_Set exercise_
Give all the lines below again, exactly, with no pictures.

_Dataset extract_

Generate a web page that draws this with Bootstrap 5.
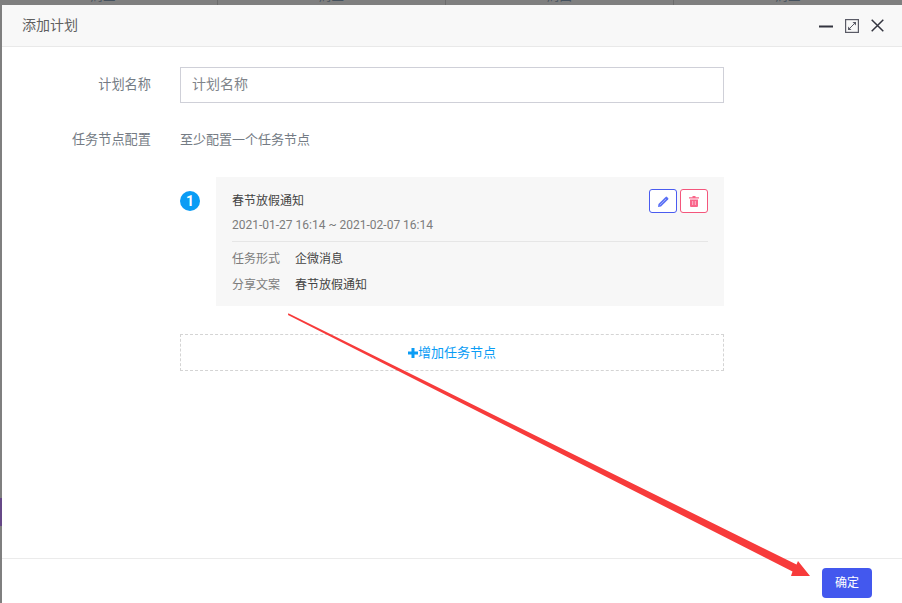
<!DOCTYPE html>
<html lang="zh">
<head>
<meta charset="utf-8">
<title>添加计划</title>
<link href="https://cdn.jsdelivr.net/npm/bootstrap@5.3.0/dist/css/bootstrap.min.css" rel="stylesheet">
<style>
html,body{height:100%;overflow:hidden}
body{background:#7f7f7f;font-family:"Roboto","Noto Sans CJK SC",sans-serif;color:#555;display:flex;flex-direction:column;height:603px}
.bg-strip{height:5px;overflow:hidden;display:flex;align-items:flex-end;color:#46525e;font-size:12.5px;line-height:14px;flex:none}
.bg-cell{height:5px;border-right:1px solid #6c6c6c;display:flex;justify-content:center;align-items:flex-end}
.bg-cell span{margin-bottom:1px}
.c1{width:218px;padding-right:11px}.c2{width:228px}.c3{width:228px}.c4{width:228px;border-right:0}
.shell{flex:1;display:flex;min-height:0}
.side{width:2px;flex:none;display:flex;flex-direction:column}
.side i{display:block;height:28px;margin-top:493px;background:#664887}
.dlg{flex:1;background:#fff;display:flex;flex-direction:column;min-width:0}
.dlg-head{height:42px;background:#f8f8f8;border-bottom:1px solid #e9e9e9;padding:0 18px 0 20px;color:#5f5f5f;font-size:14px;flex:none}
.head-tools{gap:12px}
.dlg-body{flex:1;padding:20px 0 0 0}
.dlg-foot{height:45px;border-top:1px solid #ebebeb;padding:9px 30px 0 0;flex:none}
.lbl{width:149px;text-align:right;font-size:13.2px;color:#747b84;flex:none}
.fld{width:544px;margin-left:29px}
.name-input{height:36px;border:1px solid #cfd0d8;border-radius:0;font-size:14px;padding:0 11px 2px;color:#555}
.name-input::placeholder{color:#80848a}
.cfg-row{margin-top:27px}
.hint{font-size:13px;color:#747b84;line-height:20px}
.fld-wrap{margin-left:178px;width:544px;margin-top:27px}
.num{width:20px;height:20px;border-radius:50%;background:#0a9cf5;color:#fff;font-size:14px;font-weight:700;line-height:20px;text-align:center;flex:none;margin-top:14px}
.node{width:508px;background:#f7f7f7;margin-left:16px;padding:12px 16px 10px 16px;height:129px;font-size:12px}
.node-head{padding-top:3px}
.node-title{color:#444;line-height:18px}
.node-date{color:#7c7c7c;line-height:18px;margin-top:6px;font-size:12px}
.node-sep{border-top:1px solid #e6e6e6;margin:7px 0 8px}
.kv{line-height:18px;margin-bottom:8px}
.kv span{color:#7c7c7c;width:63px;display:inline-block}
.kv b{font-weight:400;color:#444}
.act-group{gap:3px}
.act{width:28px;height:24px;padding:0;background:#fff;border-radius:3px;display:flex;align-items:center;justify-content:center}
.act-edit{border:1px solid #4a5cf0}
.act-del{border:1px solid #f4567c}
.add-node{height:37px;border:1px dashed #d4d4d4;color:#0a9cf5;font-size:13px;margin-top:28px}
.ok-btn{width:50px;height:30px;padding:0;background:#4358ee;border:0;border-radius:4px;color:#fff;font-size:12px}
.arrow{position:absolute;left:0;top:0;width:902px;height:603px;pointer-events:none}
</style>
</head>
<body>
<div class="bg-strip">
  <div class="bg-cell c1"><span>周二</span></div>
  <div class="bg-cell c2"><span>周二</span></div>
  <div class="bg-cell c3"><span>周四</span></div>
  <div class="bg-cell c4"><span>周五</span></div>
</div>
<div class="shell">
  <div class="side"><i></i></div>
  <div class="dlg">
    <div class="dlg-head d-flex align-items-center justify-content-between">
      <span>添加计划</span>
      <div class="d-flex align-items-center head-tools">
        <svg width="14" height="14" viewBox="0 0 14 14"><path d="M0 7.500h14" stroke="#33343f" stroke-width="2"/></svg>
        <svg width="14" height="14" viewBox="0 0 14 14" fill="none" stroke="#5a5b66"><rect x=".6" y=".6" width="12.800" height="12.800" stroke-width="1.200"/><path d="M3.500 10.500l7-7" stroke-width="1"/><path d="M7.500 3h3.500v3.500zM3 7.500V11h3.500z" fill="#5a5b66" stroke="none"/></svg>
        <svg width="13" height="13" viewBox="0 0 13 13"><path d="M.7.700l11.600 11.600M12.300.7L.7 12.300" stroke="#33343f" stroke-width="1.500"/></svg>
      </div>
    </div>
    <div class="dlg-body">
      <div class="d-flex align-items-center">
        <div class="lbl">计划名称</div>
        <div class="fld"><input class="form-control name-input" placeholder="计划名称"></div>
      </div>
      <div class="d-flex cfg-row align-items-center">
        <div class="lbl">任务节点配置</div>
        <div class="fld hint">至少配置一个任务节点</div>
      </div>
      <div class="fld-wrap">
        <div class="d-flex align-items-start">
          <div class="num">1</div>
          <div class="node">
            <div class="d-flex justify-content-between">
              <div class="node-head">
                <div class="node-title">春节放假通知</div>
                <div class="node-date">2021-01-27 16:14 ~ 2021-02-07 16:14</div>
              </div>
              <div class="d-flex act-group align-items-start">
                <button class="act act-edit" aria-label="编辑"><svg width="11" height="11" viewBox="0 0 11 11"><path d="M0 11l.5-3L7.600.900a1 1 0 0 1 1.400 0l1.100 1.100a1 1 0 0 1 0 1.400L3 10.500z" fill="#5a70f5"/><path d="M1.800 9.200L8 3" stroke="#dfe4fd" stroke-width=".5"/></svg></button>
                <button class="act act-del" aria-label="删除"><svg width="10" height="11" viewBox="0 0 10 11"><path d="M3.500 0h3v1.300H10v1.200H0V1.300h3.500zM1 3.500h8V10a1 1 0 0 1-1 1H2a1 1 0 0 1-1-1z" fill="#f9668a"/><path d="M3.700 5v4M6.300 5v4" stroke="#fde" stroke-width=".7"/></svg></button>
              </div>
            </div>
            <div class="node-sep"></div>
            <div class="kv"><span>任务形式</span><b>企微消息</b></div>
            <div class="kv"><span>分享文案</span><b>春节放假通知</b></div>
          </div>
        </div>
        <div class="add-node d-flex align-items-center justify-content-center"><svg width="10" height="10" viewBox="0 0 10 10"><path d="M5 0v10M0 5h10" stroke="#0a9cf5" stroke-width="3"/></svg>增加任务节点</div>
      </div>
    </div>
    <div class="dlg-foot d-flex justify-content-end align-items-start">
      <button class="ok-btn">确定</button>
    </div>
  </div>
</div>
<svg class="arrow" viewBox="0 0 902 603"><path d="M288.300 313.300L796.500 564.500 798 561 810 576 791 576 792.500 571.500 288 315z" fill="#f73b3b"/></svg>
</body>
</html>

_Task response_
Generate a web page that draws this with Bootstrap 5.
<!DOCTYPE html>
<html lang="zh">
<head>
<meta charset="utf-8">
<title>添加计划</title>
<link href="https://cdn.jsdelivr.net/npm/bootstrap@5.3.0/dist/css/bootstrap.min.css" rel="stylesheet">
<style>
html,body{height:100%;overflow:hidden}
body{background:#7f7f7f;font-family:"Roboto","Noto Sans CJK SC",sans-serif;color:#555;display:flex;flex-direction:column;height:603px}
.bg-strip{height:5px;overflow:hidden;display:flex;align-items:flex-end;color:#46525e;font-size:12.5px;line-height:14px;flex:none}
.bg-cell{height:5px;border-right:1px solid #6c6c6c;display:flex;justify-content:center;align-items:flex-end}
.bg-cell span{margin-bottom:1px}
.c1{width:218px;padding-right:11px}.c2{width:228px}.c3{width:228px}.c4{width:228px;border-right:0}
.shell{flex:1;display:flex;min-height:0}
.side{width:2px;flex:none;display:flex;flex-direction:column}
.side i{display:block;height:28px;margin-top:493px;background:#664887}
.dlg{flex:1;background:#fff;display:flex;flex-direction:column;min-width:0}
.dlg-head{height:42px;background:#f8f8f8;border-bottom:1px solid #e9e9e9;padding:0 18px 0 20px;color:#5f5f5f;font-size:14px;flex:none}
.head-tools{gap:12px}
.dlg-body{flex:1;padding:20px 0 0 0}
.dlg-foot{height:45px;border-top:1px solid #ebebeb;padding:9px 30px 0 0;flex:none}
.lbl{width:149px;text-align:right;font-size:13.2px;color:#747b84;flex:none}
.fld{width:544px;margin-left:29px}
.name-input{height:36px;border:1px solid #cfd0d8;border-radius:0;font-size:14px;padding:0 11px 2px;color:#555}
.name-input::placeholder{color:#80848a}
.cfg-row{margin-top:27px}
.hint{font-size:13px;color:#747b84;line-height:20px}
.fld-wrap{margin-left:178px;width:544px;margin-top:27px}
.num{width:20px;height:20px;border-radius:50%;background:#0a9cf5;color:#fff;font-size:14px;font-weight:700;line-height:20px;text-align:center;flex:none;margin-top:14px}
.node{width:508px;background:#f7f7f7;margin-left:16px;padding:12px 16px 10px 16px;height:129px;font-size:12px}
.node-head{padding-top:3px}
.node-title{color:#444;line-height:18px}
.node-date{color:#7c7c7c;line-height:18px;margin-top:6px;font-size:12px}
.node-sep{border-top:1px solid #e6e6e6;margin:7px 0 8px}
.kv{line-height:18px;margin-bottom:8px}
.kv span{color:#7c7c7c;width:63px;display:inline-block}
.kv b{font-weight:400;color:#444}
.act-group{gap:3px}
.act{width:28px;height:24px;padding:0;background:#fff;border-radius:3px;display:flex;align-items:center;justify-content:center}
.act-edit{border:1px solid #4a5cf0}
.act-del{border:1px solid #f4567c}
.add-node{height:37px;border:1px dashed #d4d4d4;color:#0a9cf5;font-size:13px;margin-top:28px}
.ok-btn{width:50px;height:30px;padding:0;background:#4358ee;border:0;border-radius:4px;color:#fff;font-size:12px}
.arrow{position:absolute;left:0;top:0;width:902px;height:603px;pointer-events:none}
</style>
</head>
<body>
<div class="bg-strip">
  <div class="bg-cell c1"><span>周二</span></div>
  <div class="bg-cell c2"><span>周二</span></div>
  <div class="bg-cell c3"><span>周四</span></div>
  <div class="bg-cell c4"><span>周五</span></div>
</div>
<div class="shell">
  <div class="side"><i></i></div>
  <div class="dlg">
    <div class="dlg-head d-flex align-items-center justify-content-between">
      <span>添加计划</span>
      <div class="d-flex align-items-center head-tools">
        <svg width="14" height="14" viewBox="0 0 14 14"><path d="M0 7.500h14" stroke="#33343f" stroke-width="2"/></svg>
        <svg width="14" height="14" viewBox="0 0 14 14" fill="none" stroke="#5a5b66"><rect x=".6" y=".6" width="12.800" height="12.800" stroke-width="1.200"/><path d="M3.500 10.500l7-7" stroke-width="1"/><path d="M7.500 3h3.500v3.500zM3 7.500V11h3.500z" fill="#5a5b66" stroke="none"/></svg>
        <svg width="13" height="13" viewBox="0 0 13 13"><path d="M.7.700l11.600 11.600M12.300.7L.7 12.300" stroke="#33343f" stroke-width="1.500"/></svg>
      </div>
    </div>
    <div class="dlg-body">
      <div class="d-flex align-items-center">
        <div class="lbl">计划名称</div>
        <div class="fld"><input class="form-control name-input" placeholder="计划名称"></div>
      </div>
      <div class="d-flex cfg-row align-items-center">
        <div class="lbl">任务节点配置</div>
        <div class="fld hint">至少配置一个任务节点</div>
      </div>
      <div class="fld-wrap">
        <div class="d-flex align-items-start">
          <div class="num">1</div>
          <div class="node">
            <div class="d-flex justify-content-between">
              <div class="node-head">
                <div class="node-title">春节放假通知</div>
                <div class="node-date">2021-01-27 16:14 ~ 2021-02-07 16:14</div>
              </div>
              <div class="d-flex act-group align-items-start">
                <button class="act act-edit" aria-label="编辑"><svg width="11" height="11" viewBox="0 0 11 11"><path d="M0 11l.5-3L7.600.900a1 1 0 0 1 1.400 0l1.100 1.100a1 1 0 0 1 0 1.400L3 10.500z" fill="#5a70f5"/><path d="M1.800 9.200L8 3" stroke="#dfe4fd" stroke-width=".5"/></svg></button>
                <button class="act act-del" aria-label="删除"><svg width="10" height="11" viewBox="0 0 10 11"><path d="M3.500 0h3v1.300H10v1.200H0V1.300h3.500zM1 3.500h8V10a1 1 0 0 1-1 1H2a1 1 0 0 1-1-1z" fill="#f9668a"/><path d="M3.700 5v4M6.300 5v4" stroke="#fde" stroke-width=".7"/></svg></button>
              </div>
            </div>
            <div class="node-sep"></div>
            <div class="kv"><span>任务形式</span><b>企微消息</b></div>
            <div class="kv"><span>分享文案</span><b>春节放假通知</b></div>
          </div>
        </div>
        <div class="add-node d-flex align-items-center justify-content-center"><svg width="10" height="10" viewBox="0 0 10 10"><path d="M5 0v10M0 5h10" stroke="#0a9cf5" stroke-width="3"/></svg>增加任务节点</div>
      </div>
    </div>
    <div class="dlg-foot d-flex justify-content-end align-items-start">
      <button class="ok-btn">确定</button>
    </div>
  </div>
</div>
<svg class="arrow" viewBox="0 0 902 603"><path d="M288.300 313.300L796.500 564.500 798 561 810 576 791 576 792.500 571.500 288 315z" fill="#f73b3b"/></svg>
</body>
</html>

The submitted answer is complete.